The 'classic' case for this problem is trying to write a function which does this

string addNames<T>( T first, T second ) { return first + second; }

You can't actually write this code because there are no ways to declare an interface with the + method in it. You fail.

C++ suffers from none of these problems. The compiler doesn't care about passing types down to any VM's - if both your objects have a .Name() function, it will compile. If they don't, it won't. Simple.

So, there you have it :-)

In Java, generics are compiler level only, so you get:

a = new ArrayList<String>()
a.getClass() => ArrayList

Note that the type of 'a' is an array list, not a list of strings. So the type of a list of bananas would equal() a list of monkeys.

So to speak.

NB: I don't have enough point to comment, so feel free to move this as a comment to appropriate answer.
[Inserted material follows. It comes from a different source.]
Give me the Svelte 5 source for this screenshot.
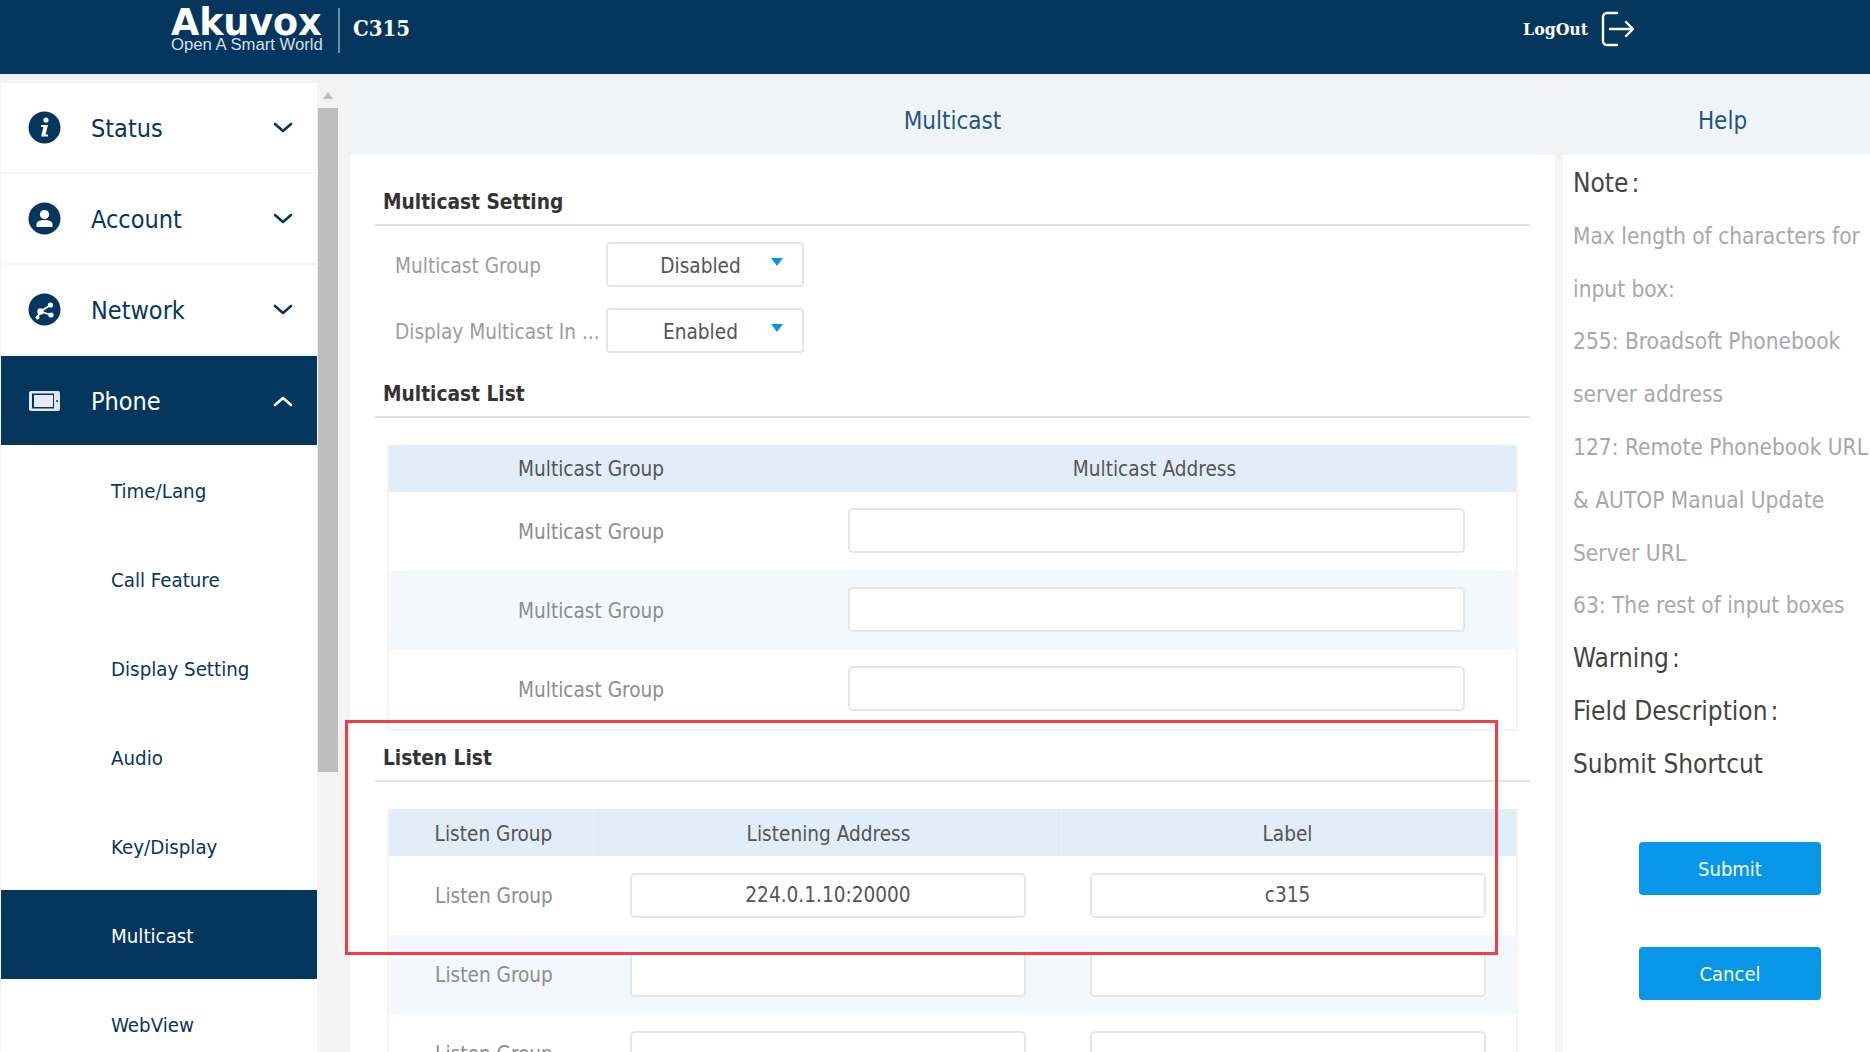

Contrary to popular believe, which I never understand where it came from, .net implemented true generics without breaking backward compatibility, and they spent explicit effort for that. You don't have to change your non-generic .net 1.0 code into generics just to be used in .net 2.0. Both the generic and non-generic lists are still available in .Net framework 2.0 even until 4.0, exactly for nothing else but backward compatibility reason. Therefore old codes that still used non-generic ArrayList will still work, and use the same ArrayList class as before. Backward code compatibility is always maintained since 1.0 till now... So even in .net 4.0, you still have to option to use any non-generics class from 1.0 BCL if you choose to do so.

So I don't think java has to break backward compatibility to support true generics.

The biggest complaint is type erasure. In that, generics are not enforced at runtime. Here's a link to some Sun docs on the subject.

Generics are implemented by type erasure: generic type information is present only at compile time, after which it is erased by the compiler.